Illumina / interop

C++ Library to parse Illumina InterOp files
http://illumina.github.io/interop/index.html
GNU General Public License v3.0
75 stars 26 forks source link

pf std from interop #300

Closed katiemharding closed 2 years ago

katiemharding commented 2 years ago

I know that I can get % clusters passing filter mean with:

percent_pf = summary.at(read_index).at(lane_index).at(surface_index).percent_pf().mean()

but trying to get the standard deviation of the same doesn't work percent_pf_std = summary.at(read_index).at(lane_index).at(surface_index).percent_pf().std()

Base Space gives something like: Lane 1 Read 1 Cluster PF(%) 81.26 -/+ 1.64. I am looking for how to get the 1.64 part

ezralanglois commented 2 years ago

First, BaseSpace is showing you per lane per read. You are accessing the data with per Lane per Read per Surface.

And what does not work mean? Are you getting NaN?

katiemharding commented 2 years ago

percent_pf = summary.at(read_index).at(lane_index).at(surface_index).percent_pf().mean() returns 74.40805053710938

percent_pf_std = summary.at(read_index).at(lane_index).at(surface_index).percent_pf().std() returns:

---------------------------------------------------------------------------
AttributeError                            Traceback (most recent call last)
Input In [19], in <cell line: 1>()
----> 1 test.std()

File ~/.virtualenvs/reagent-qc-xvEGZSY3-py3.9/lib/python3.9/site-packages/interop/py_interop_summary.py:409, in metric_stat.<lambda>(self, name)
    407 __setattr__ = lambda self, name, value: _swig_setattr(self, metric_stat, name, value)
    408 __swig_getmethods__ = {}
--> 409 __getattr__ = lambda self, name: _swig_getattr(self, metric_stat, name)
    410 __repr__ = _swig_repr
    412 def __init__(self, *args):

File ~/.virtualenvs/reagent-qc-xvEGZSY3-py3.9/lib/python3.9/site-packages/interop/py_interop_summary.py:80, in _swig_getattr(self, class_type, name)
     78 if method:
     79     return method(self)
---> 80 raise AttributeError("'%s' object has no attribute '%s'" % (class_type.__name__, name))

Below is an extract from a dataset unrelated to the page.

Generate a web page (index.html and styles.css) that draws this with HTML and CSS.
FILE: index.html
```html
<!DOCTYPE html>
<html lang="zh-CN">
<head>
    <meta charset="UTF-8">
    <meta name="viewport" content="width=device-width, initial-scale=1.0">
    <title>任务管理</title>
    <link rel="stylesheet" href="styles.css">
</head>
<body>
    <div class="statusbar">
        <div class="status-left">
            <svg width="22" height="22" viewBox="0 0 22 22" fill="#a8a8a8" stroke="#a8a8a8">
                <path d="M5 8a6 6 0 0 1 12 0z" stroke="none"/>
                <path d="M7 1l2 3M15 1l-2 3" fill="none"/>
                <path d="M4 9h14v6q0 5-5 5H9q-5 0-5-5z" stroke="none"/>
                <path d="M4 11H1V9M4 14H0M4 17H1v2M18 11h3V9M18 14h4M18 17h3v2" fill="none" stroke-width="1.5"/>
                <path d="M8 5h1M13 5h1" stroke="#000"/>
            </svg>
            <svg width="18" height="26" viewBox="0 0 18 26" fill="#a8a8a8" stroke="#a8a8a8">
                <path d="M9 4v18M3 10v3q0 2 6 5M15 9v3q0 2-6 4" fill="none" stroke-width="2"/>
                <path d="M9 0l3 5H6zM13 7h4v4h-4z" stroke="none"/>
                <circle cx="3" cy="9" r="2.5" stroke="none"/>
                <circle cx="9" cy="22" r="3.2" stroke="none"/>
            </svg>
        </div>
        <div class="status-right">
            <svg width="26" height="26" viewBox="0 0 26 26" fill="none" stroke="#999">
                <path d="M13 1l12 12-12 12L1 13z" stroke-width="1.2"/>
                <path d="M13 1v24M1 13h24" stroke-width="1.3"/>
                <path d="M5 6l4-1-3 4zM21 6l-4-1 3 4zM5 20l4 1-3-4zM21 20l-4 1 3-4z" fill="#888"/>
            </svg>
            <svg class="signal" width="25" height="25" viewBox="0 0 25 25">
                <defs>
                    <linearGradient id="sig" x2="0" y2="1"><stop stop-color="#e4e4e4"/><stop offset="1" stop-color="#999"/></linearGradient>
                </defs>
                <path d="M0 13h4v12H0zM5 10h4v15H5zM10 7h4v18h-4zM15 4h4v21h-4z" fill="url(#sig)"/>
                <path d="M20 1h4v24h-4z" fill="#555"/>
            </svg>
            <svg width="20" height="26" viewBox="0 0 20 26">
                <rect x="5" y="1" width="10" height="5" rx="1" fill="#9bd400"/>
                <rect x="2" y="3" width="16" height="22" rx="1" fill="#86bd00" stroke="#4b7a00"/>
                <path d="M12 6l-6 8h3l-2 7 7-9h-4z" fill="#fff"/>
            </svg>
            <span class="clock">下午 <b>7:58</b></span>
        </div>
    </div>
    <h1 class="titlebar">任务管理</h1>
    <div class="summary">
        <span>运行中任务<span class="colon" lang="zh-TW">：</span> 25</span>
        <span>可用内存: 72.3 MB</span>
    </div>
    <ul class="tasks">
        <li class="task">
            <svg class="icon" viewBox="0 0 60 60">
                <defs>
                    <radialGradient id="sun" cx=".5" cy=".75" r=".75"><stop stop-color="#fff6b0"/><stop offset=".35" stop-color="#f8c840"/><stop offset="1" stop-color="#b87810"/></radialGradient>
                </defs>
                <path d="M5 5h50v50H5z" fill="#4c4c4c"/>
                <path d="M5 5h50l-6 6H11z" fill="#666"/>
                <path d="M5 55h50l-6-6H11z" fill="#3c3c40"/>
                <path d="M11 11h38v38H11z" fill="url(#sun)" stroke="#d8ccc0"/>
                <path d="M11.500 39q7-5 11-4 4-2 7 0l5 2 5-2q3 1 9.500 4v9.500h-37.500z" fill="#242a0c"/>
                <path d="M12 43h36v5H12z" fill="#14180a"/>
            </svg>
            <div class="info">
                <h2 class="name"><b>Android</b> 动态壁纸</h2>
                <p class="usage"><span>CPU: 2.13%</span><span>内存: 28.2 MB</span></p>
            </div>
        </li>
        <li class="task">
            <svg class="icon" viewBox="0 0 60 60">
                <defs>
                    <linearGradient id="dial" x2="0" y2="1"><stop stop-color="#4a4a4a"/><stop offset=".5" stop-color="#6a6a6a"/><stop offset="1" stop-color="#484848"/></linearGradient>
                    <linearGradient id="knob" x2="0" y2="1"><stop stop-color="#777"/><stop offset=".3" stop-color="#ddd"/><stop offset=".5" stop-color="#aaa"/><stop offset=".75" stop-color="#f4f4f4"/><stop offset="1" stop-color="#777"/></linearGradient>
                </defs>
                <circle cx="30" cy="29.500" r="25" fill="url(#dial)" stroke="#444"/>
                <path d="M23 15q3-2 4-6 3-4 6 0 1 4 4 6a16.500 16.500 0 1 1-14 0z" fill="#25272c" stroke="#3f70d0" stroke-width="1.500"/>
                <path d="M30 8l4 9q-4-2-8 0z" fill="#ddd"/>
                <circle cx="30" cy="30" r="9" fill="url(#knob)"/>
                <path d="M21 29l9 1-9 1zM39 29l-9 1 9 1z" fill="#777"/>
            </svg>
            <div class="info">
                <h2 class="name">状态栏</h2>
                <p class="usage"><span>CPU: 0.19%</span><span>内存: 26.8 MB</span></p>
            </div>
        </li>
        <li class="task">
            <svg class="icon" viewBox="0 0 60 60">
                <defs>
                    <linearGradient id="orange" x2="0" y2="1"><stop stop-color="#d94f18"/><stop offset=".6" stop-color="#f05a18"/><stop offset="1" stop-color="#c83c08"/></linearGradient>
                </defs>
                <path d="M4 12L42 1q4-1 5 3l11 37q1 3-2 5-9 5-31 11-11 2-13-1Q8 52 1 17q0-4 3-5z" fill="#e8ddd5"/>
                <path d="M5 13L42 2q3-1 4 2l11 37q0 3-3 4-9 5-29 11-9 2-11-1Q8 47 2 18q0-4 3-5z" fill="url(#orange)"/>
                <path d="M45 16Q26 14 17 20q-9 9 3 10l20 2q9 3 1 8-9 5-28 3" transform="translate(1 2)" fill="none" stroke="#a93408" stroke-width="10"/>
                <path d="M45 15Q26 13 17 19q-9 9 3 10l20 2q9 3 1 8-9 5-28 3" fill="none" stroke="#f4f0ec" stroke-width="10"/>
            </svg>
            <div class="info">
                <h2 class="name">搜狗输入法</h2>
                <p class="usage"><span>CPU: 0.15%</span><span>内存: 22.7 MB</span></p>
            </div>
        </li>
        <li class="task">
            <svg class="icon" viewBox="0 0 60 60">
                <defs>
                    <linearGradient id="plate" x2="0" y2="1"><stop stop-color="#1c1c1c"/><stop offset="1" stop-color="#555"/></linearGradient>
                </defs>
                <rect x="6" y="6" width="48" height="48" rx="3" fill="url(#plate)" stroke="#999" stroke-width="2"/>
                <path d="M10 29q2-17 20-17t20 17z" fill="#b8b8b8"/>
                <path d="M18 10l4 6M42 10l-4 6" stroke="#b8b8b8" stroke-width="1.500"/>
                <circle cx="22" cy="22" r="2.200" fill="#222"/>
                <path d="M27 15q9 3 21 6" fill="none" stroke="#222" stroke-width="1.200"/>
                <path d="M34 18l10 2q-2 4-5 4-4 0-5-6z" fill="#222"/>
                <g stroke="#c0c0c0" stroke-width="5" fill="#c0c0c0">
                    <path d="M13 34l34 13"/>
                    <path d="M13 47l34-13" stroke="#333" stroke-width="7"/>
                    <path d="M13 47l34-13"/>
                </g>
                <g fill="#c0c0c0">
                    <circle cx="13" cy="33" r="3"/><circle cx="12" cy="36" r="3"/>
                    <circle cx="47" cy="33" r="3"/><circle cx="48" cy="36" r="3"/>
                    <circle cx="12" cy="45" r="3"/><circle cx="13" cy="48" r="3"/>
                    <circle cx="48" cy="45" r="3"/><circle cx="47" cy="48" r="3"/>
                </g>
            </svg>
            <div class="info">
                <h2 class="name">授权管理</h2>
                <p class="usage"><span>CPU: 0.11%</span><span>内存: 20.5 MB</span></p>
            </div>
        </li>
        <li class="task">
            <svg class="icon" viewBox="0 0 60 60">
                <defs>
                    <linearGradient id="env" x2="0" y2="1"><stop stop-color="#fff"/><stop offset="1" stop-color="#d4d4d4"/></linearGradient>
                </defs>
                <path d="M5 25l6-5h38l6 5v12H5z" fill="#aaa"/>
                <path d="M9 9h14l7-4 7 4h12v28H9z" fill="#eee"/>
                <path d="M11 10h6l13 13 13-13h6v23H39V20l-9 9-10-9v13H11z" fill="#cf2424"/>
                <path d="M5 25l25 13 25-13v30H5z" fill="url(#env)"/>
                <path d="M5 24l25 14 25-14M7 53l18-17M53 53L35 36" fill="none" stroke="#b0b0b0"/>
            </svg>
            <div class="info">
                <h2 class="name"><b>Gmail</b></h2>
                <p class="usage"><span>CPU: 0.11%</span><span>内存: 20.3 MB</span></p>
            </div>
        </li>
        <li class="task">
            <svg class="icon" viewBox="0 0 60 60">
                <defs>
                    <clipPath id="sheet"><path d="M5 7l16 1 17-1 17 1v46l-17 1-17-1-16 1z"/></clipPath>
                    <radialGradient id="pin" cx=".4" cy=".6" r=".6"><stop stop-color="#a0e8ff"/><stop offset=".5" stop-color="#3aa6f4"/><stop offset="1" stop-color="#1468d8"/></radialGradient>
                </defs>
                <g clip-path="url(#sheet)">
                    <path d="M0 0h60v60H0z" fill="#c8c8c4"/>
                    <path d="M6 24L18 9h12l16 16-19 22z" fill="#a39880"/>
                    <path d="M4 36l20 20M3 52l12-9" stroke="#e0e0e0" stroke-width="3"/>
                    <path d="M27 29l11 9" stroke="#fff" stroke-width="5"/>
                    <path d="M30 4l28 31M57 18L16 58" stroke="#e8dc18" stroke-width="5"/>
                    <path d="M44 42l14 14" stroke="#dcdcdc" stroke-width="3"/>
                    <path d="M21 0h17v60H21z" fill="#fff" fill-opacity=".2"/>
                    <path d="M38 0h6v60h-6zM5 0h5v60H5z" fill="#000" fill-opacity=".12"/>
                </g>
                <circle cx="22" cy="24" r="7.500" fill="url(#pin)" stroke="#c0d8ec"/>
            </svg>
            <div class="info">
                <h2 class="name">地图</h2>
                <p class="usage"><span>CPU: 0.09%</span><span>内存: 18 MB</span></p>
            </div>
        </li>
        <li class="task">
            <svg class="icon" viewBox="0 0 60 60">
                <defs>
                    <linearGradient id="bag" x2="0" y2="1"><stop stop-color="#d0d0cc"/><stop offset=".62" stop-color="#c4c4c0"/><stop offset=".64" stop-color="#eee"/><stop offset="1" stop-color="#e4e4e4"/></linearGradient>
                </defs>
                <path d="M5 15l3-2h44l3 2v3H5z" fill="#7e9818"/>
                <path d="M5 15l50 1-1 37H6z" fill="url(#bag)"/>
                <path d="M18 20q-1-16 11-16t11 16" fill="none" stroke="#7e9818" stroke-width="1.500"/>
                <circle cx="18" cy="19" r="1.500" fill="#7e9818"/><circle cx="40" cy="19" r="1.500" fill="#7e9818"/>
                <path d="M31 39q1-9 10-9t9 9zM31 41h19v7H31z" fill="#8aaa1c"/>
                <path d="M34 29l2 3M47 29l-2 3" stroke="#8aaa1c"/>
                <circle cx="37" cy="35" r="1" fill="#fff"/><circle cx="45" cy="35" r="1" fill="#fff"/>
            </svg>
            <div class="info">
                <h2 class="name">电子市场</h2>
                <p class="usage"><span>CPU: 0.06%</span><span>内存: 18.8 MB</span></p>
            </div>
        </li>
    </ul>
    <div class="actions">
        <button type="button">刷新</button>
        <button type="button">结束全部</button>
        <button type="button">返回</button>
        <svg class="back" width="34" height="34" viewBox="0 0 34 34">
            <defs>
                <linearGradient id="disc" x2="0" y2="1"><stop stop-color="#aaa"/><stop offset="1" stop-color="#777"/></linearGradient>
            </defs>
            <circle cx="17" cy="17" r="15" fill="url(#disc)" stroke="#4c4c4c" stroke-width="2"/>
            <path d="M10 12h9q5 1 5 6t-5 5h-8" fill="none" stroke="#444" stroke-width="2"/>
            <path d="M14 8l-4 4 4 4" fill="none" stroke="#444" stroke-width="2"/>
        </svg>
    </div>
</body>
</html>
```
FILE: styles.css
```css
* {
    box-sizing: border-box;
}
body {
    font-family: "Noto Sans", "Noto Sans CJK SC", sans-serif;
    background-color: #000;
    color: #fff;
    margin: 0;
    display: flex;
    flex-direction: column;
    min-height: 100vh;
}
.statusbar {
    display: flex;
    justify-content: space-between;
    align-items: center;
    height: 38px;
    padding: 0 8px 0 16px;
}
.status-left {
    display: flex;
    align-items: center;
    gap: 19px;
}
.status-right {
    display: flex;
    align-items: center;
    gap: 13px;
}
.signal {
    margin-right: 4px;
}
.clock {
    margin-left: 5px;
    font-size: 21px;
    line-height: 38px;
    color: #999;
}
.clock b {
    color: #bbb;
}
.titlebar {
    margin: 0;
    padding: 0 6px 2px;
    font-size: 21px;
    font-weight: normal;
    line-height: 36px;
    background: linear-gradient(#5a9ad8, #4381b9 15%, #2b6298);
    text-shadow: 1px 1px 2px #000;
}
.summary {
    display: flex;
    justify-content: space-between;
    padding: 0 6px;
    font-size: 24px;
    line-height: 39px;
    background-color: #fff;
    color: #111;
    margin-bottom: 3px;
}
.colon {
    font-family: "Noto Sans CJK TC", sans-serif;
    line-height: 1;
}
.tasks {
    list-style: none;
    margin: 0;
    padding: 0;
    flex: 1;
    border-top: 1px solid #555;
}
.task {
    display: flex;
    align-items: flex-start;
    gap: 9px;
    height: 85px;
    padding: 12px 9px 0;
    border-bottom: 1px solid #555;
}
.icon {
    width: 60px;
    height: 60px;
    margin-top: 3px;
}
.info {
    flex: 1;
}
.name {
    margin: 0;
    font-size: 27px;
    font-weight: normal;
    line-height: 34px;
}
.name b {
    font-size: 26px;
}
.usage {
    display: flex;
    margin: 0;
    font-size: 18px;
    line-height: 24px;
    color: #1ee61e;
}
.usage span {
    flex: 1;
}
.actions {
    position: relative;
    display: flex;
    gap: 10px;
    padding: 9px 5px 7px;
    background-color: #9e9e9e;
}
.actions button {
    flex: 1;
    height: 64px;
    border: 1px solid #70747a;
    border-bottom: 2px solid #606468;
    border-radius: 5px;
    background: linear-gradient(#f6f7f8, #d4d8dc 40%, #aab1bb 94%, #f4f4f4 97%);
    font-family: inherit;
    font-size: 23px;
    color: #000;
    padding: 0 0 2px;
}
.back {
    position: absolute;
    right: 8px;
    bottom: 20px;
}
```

AttributeError: 'metric_stat' object has no attribute 'std'

I would like it to return some sort of a value.

katiemharding commented 2 years ago

for read 1 percent_pf = summary.at(read_index).at(lane_index).at(surface_index).percent_pf().mean() returns 82.2605, 80.2609, 82.2605, 80.2609,82.2605, 80.2609,82.2605, 80.2609, with a mean of 81.2607 (which matches base space) I want the standard deviation, which base space returns as 1.65, and I can't calculate from what percent_pf = summary.at(read_index).at(lane_index).at(surface_index).percent_pf().mean() returns.

ezralanglois commented 2 years ago

This error is saying that std is not the name of the method you need:

AttributeError: 'metric_stat' object has no attribute 'std'

You should replace it with stddev

https://github.com/Illumina/interop/blob/c98d2689941cd557e6dad43884ff12b55b3e327b/interop/model/summary/metric_stat.h#L93

katiemharding commented 2 years ago

Thank you!
This is great, and a lot closer to what is displayed on the basespace page. BaseSpace shows 81.26 +/- 1.64 using .percent_pf().mean() I get 81.62. but .percent_pf().stddev() I get 1.29 (it actually returns two values, 1.169 and 1.419).

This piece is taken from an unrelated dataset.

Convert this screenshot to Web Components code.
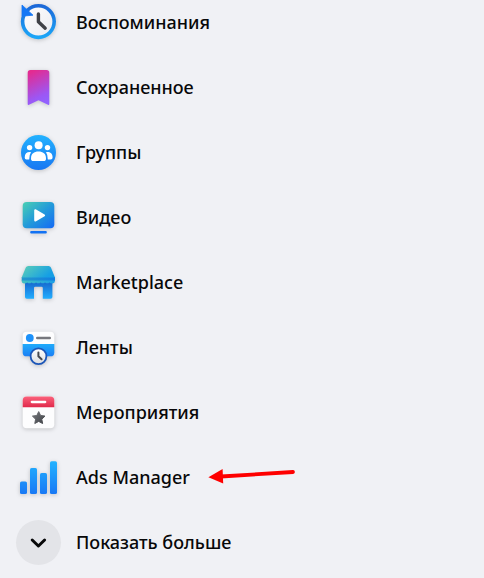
<!DOCTYPE html>
<html lang="ru">
<head>
<meta charset="utf-8">
<meta name="viewport" content="width=device-width, initial-scale=1">
<title>Меню</title>
<style>
    body{
        margin: 0;
        background-color: #f0f1f5;
        color: #080809;
        font-family: "Noto Sans", "Open Sans", sans-serif;
        font-size: 18px;
        font-weight: 500;
    }
</style>
</head>
<body>
<side-menu></side-menu>

<script>
const icons = {
    memories: `
        <defs>
            <linearGradient id="ring" x1="0" y1="0" x2="0" y2="1"><stop offset="0" stop-color="#1b68d8"/><stop offset="1" stop-color="#1ba6f8"/></linearGradient>
            <linearGradient id="face" x1="0" y1="0" x2="1" y2="1"><stop offset="0" stop-color="#fff"/><stop offset="1" stop-color="#e9eaef"/></linearGradient>
        </defs>
        <circle cx="22.4" cy="21.6" r="15.8" fill="url(#face)" stroke="url(#ring)" stroke-width="3.6"/>
        <path d="M6 5 L17 15.2 L6 16.2 Z" fill="#1477f5" stroke="#1477f5" stroke-width=".8" stroke-linejoin="round"/>
        <path d="M22.4 14 V21.8 L29.2 28.2" fill="none" stroke="#404247" stroke-width="3.4" stroke-linecap="round" stroke-linejoin="round"/>`,
    saved: `
        <defs><linearGradient id="mark" x1=".35" y1="0" x2=".65" y2="1"><stop offset="0" stop-color="#e32b91"/><stop offset=".75" stop-color="#9c57f4"/><stop offset="1" stop-color="#9162ff"/></linearGradient></defs>
        <path d="M14.4 5 H30.6 Q33.3 5 33.3 7.7 V39 Q33.3 40.4 32 39.8 L22.5 35.2 L13 39.8 Q11.7 40.4 11.7 39 V7.7 Q11.7 5 14.4 5 Z" fill="url(#mark)"/>`,
    groups: `
        <defs><linearGradient id="disc" x1="0" y1="0" x2="0" y2="1"><stop offset="0" stop-color="#23b2ff"/><stop offset="1" stop-color="#1877f2"/></linearGradient></defs>
        <circle cx="22.5" cy="22.5" r="17.5" fill="url(#disc)"/>
        <g fill="#fff">
            <circle cx="22.6" cy="15.2" r="4"/>
            <circle cx="13.6" cy="17.6" r="2.7"/>
            <circle cx="31.5" cy="17.6" r="2.7"/>
            <path d="M15 28.4 C15 23.4 18 21.4 22.5 21.4 S30 23.4 30 28.4 Q30 31 27.6 31 H17.4 Q15 31 15 28.4 Z"/>
            <path d="M15 22.2 Q13 25 13.2 29.4 H10.4 Q8.7 29.4 8.7 27.4 C8.7 23.5 11.3 21.6 15 22.2 Z"/>
            <path d="M30 22.2 Q32 25 31.8 29.4 H34.6 Q36.6 29.4 36.6 27.4 C36.6 23.5 33.8 21.6 30 22.2 Z"/>
        </g>`,
    video: `
        <defs><linearGradient id="screen" x1="0" y1="0" x2="1" y2="1"><stop offset="0" stop-color="#4ad0b3"/><stop offset=".5" stop-color="#239bd9"/><stop offset="1" stop-color="#1569f5"/></linearGradient></defs>
        <rect x="6.7" y="7" width="31.6" height="26.3" rx="4" fill="url(#screen)"/>
        <path d="M19.2 15.2 V25.6 L28.1 20.4 Z" fill="#fff" stroke="#fff" stroke-width="2" stroke-linejoin="round"/>
        <rect x="14.2" y="36" width="16.6" height="2.6" rx="1" fill="#1272f4"/>`,
    market: `
        <defs>
            <linearGradient id="roof" x1="0" y1=".2" x2="1" y2=".6"><stop offset="0" stop-color="#58ccba"/><stop offset=".9" stop-color="#169fe4"/></linearGradient>
            <linearGradient id="wall" x1="0" y1="0" x2="0" y2="1"><stop offset="0" stop-color="#155fc8"/><stop offset="1" stop-color="#22aeff"/></linearGradient>
            <linearGradient id="edge" x1="0" y1="0" x2="1" y2="0"><stop offset="0" stop-color="#43c0c0"/><stop offset="1" stop-color="#1c9fe6"/></linearGradient>
            <linearGradient id="fold" x1="0" y1="0" x2="1" y2="0"><stop offset="0" stop-color="#2597cb"/><stop offset="1" stop-color="#117ee2"/></linearGradient>
        </defs>
        <path d="M9 20 H36.4 V37 Q36.4 38.8 34.6 38.8 H26.8 V28 Q26.8 26.7 25.5 26.7 H19.4 Q18 26.7 18 28 V38.8 H10.8 Q9 38.8 9 37 Z" fill="url(#wall)"/>
        <path d="M5.7 20 H39 V20.8 Q38.8 23.4 36.6 23.4 Q34.6 23.4 33.4 22.4 Q31.8 24.2 29 22.4 Q27 24.2 24.6 22.4 Q22.5 24.2 20 22.4 Q18 24.2 15.6 22.4 Q13.4 24.2 11.2 22.4 Q10.2 23.4 8.2 23.4 Q5.7 23.4 5.7 20.8 Z" fill="url(#edge)"/>
        <path d="M5.7 17 H39 V20.6 H5.7 Z" fill="url(#fold)"/>
        <path d="M12.3 6 H32.6 Q34.3 6 34.9 7.6 L39 17.4 H5.7 L9.8 7.6 Q10.4 6 12.3 6 Z" fill="url(#roof)"/>`,
    feeds: `
        <defs>
            <linearGradient id="band" x1="0" y1="0" x2="0" y2="1"><stop offset="0" stop-color="#20abfb"/><stop offset="1" stop-color="#1b7ff5"/></linearGradient>
            <linearGradient id="dial" x1="0" y1="0" x2="0" y2="1"><stop offset="0" stop-color="#fff"/><stop offset="1" stop-color="#dcdde1"/></linearGradient>
        </defs>
        <path d="M6.7 19 V10.6 Q6.7 6.8 10.6 6.8 H34.4 Q38.3 6.8 38.3 10.6 V19 Z" fill="#fdfdfe"/>
        <path d="M6.7 19 H38.3 V27.4 Q38.3 31.3 34.4 31.3 H10.6 Q6.7 31.3 6.7 27.4 Z" fill="url(#band)"/>
        <circle cx="13.8" cy="13" r="3.9" fill="#1c91fa"/>
        <path d="M21.2 13 H33.8" stroke="#76777d" stroke-width="2.4" stroke-linecap="round"/>
        <circle cx="22.5" cy="31.3" r="7.9" fill="url(#dial)" stroke="#1c56b8" stroke-width="1.8"/>
        <path d="M22.4 27.4 V31.2 L25.6 34.3" fill="none" stroke="#484a50" stroke-width="2" stroke-linecap="round" stroke-linejoin="round"/>`,
    events: `
        <defs>
            <linearGradient id="head" x1="0" y1="0" x2="0" y2="1"><stop offset="0" stop-color="#fb627c"/><stop offset="1" stop-color="#e0294a"/></linearGradient>
            <linearGradient id="star" x1="0" y1="0" x2="1" y2="1"><stop offset="0" stop-color="#75777c"/><stop offset="1" stop-color="#404247"/></linearGradient>
        </defs>
        <rect x="6.7" y="6.4" width="31.6" height="31.8" rx="4" fill="#fdfdfe"/>
        <path d="M6.7 17.3 V10.4 Q6.7 6.4 10.7 6.4 H34.3 Q38.3 6.4 38.3 10.4 V17.3 Z" fill="url(#head)"/>
        <path d="M15.8 12 H29.2" stroke="#fff" stroke-width="2.3" stroke-linecap="round"/>
        <path d="M22.7 21.6 L24.6 25.5 L29 26.1 L25.8 29.2 L26.6 33.5 L22.7 31.4 L18.8 33.5 L19.6 29.2 L16.4 26.1 L20.8 25.5 Z" fill="url(#star)" stroke="url(#star)" stroke-width="1" stroke-linejoin="round"/>`,
    ads: `
        <defs><linearGradient id="bars" gradientUnits="userSpaceOnUse" x1="0" y1="6" x2="0" y2="39"><stop offset="0" stop-color="#22b3ff"/><stop offset="1" stop-color="#1878f5"/></linearGradient></defs>
        <g fill="url(#bars)">
            <rect x="4" y="26.6" width="7" height="12.4" rx="1.6"/>
            <rect x="14" y="13" width="7" height="26" rx="1.6"/>
            <rect x="24" y="18" width="7" height="21" rx="1.6"/>
            <rect x="34" y="6.3" width="7" height="32.7" rx="1.6"/>
        </g>`,
    more: `<path d="M16.2 20 L22.4 26 L28.6 20" fill="none" stroke="#080809" stroke-width="3" stroke-linecap="round" stroke-linejoin="round"/>`
}

class MenuIcon extends HTMLElement {
    constructor() {
        super()
        this._shadowDom = this.attachShadow({ mode: 'open' })
    }

    connectedCallback() {
        this._shadowDom.innerHTML = `
            <style>
                :host{
                    display: block;
                    flex: none;
                    width: 45px;
                    height: 45px;
                    border-radius: 50%;
                }
                :host([name="more"]){
                    background-color: #e3e4e8;
                }
                svg{
                    display: block;
                    filter: drop-shadow(0 1px 2px rgba(0, 0, 0, .2));
                }
                :host([name="more"]) svg{
                    filter: none;
                }
            </style>
            <svg width="45" height="45" viewBox="0 0 45 45" aria-hidden="true">${icons[this.getAttribute('name')]}</svg>
        `
    }
}

class MenuItem extends HTMLElement {
    constructor() {
        super()
        this._shadowDom = this.attachShadow({ mode: 'open' })
    }

    connectedCallback() {
        const icon = this.getAttribute('icon')
        const inner = `<menu-icon name="${icon}"></menu-icon><span><slot></slot></span>`

        this._shadowDom.innerHTML = `
            <style>
                :host{
                    display: flex;
                    align-items: center;
                    gap: 16px;
                }
                a, button{
                    display: flex;
                    align-items: center;
                    gap: 15px;
                    padding: 0;
                    border: 0;
                    background: none;
                    color: inherit;
                    font: inherit;
                    line-height: 24px;
                    text-align: left;
                    text-decoration: none;
                    cursor: pointer;
                }
                span{
                    padding-bottom: 2px;
                }
            </style>
            ${this.hasAttribute('expands') ? `<button type="button">${inner}</button>` : `<a href="#${icon}">${inner}</a>`}
            <slot name="pointer"></slot>
        `
    }
}

class PointerArrow extends HTMLElement {
    constructor() {
        super()
        this._shadowDom = this.attachShadow({ mode: 'open' })
    }

    connectedCallback() {
        this._shadowDom.innerHTML = `
            <style>
                :host{
                    display: block;
                }
                svg{
                    display: block;
                }
            </style>
            <svg width="90" height="20" viewBox="0 0 90 20" aria-hidden="true">
                <path d="M15 8.5 L87 4" stroke="#fe0000" stroke-width="3.8" stroke-linecap="round"/>
                <path d="M2.4 9.2 L16.6 1 L17.2 15.4 Z" fill="#fe0000"/>
            </svg>
        `
    }
}

class SideMenu extends HTMLElement {
    constructor() {
        super()
        this._shadowDom = this.attachShadow({ mode: 'open' })
    }

    connectedCallback() {
        this._shadowDom.innerHTML = `
            <style>
                :host{
                    display: block;
                }
                nav{
                    display: flex;
                    flex-direction: column;
                    gap: 20px;
                    padding: 0 16px 12px;
                }
            </style>
            <nav>
                <menu-item icon="memories">Воспоминания</menu-item>
                <menu-item icon="saved">Сохраненное</menu-item>
                <menu-item icon="groups">Группы</menu-item>
                <menu-item icon="video">Видео</menu-item>
                <menu-item icon="market">Marketplace</menu-item>
                <menu-item icon="feeds">Ленты</menu-item>
                <menu-item icon="events">Мероприятия</menu-item>
                <menu-item icon="ads">Ads Manager<pointer-arrow slot="pointer"></pointer-arrow></menu-item>
                <menu-item icon="more" expands>Показать больше</menu-item>
            </nav>
        `
    }
}

window.customElements.define('menu-icon', MenuIcon)
window.customElements.define('menu-item', MenuItem)
window.customElements.define('pointer-arrow', PointerArrow)
window.customElements.define('side-menu', SideMenu)
</script>
</body>
</html>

Can I use this to get the basespace %PF mean and Stdev?

ezralanglois commented 2 years ago

This is not what BaseSpace uses

percent_pf = summary.at(read_index).at(lane_index).at(surface_index).percent_pf().mean()
percent_pf_std = summary.at(read_index).at(lane_index).at(surface_index).percent_pf().stddev()

This is what BaseSpace uses, when it prints something like this: Lane 1 Read 1 Cluster PF(%) 81.26 -/+ 1.64.

percent_pf = summary.at(read_index).at(lane_index).percent_pf().mean()
percent_pf_std = summary.at(read_index).at(lane_index).percent_pf().stddev()

Depending on the flow cell type, these can give you the same or different answers because the first reports on the surface level and the second on the lane level.

katiemharding commented 2 years ago

awesome! That works, and the data matches. Thank you.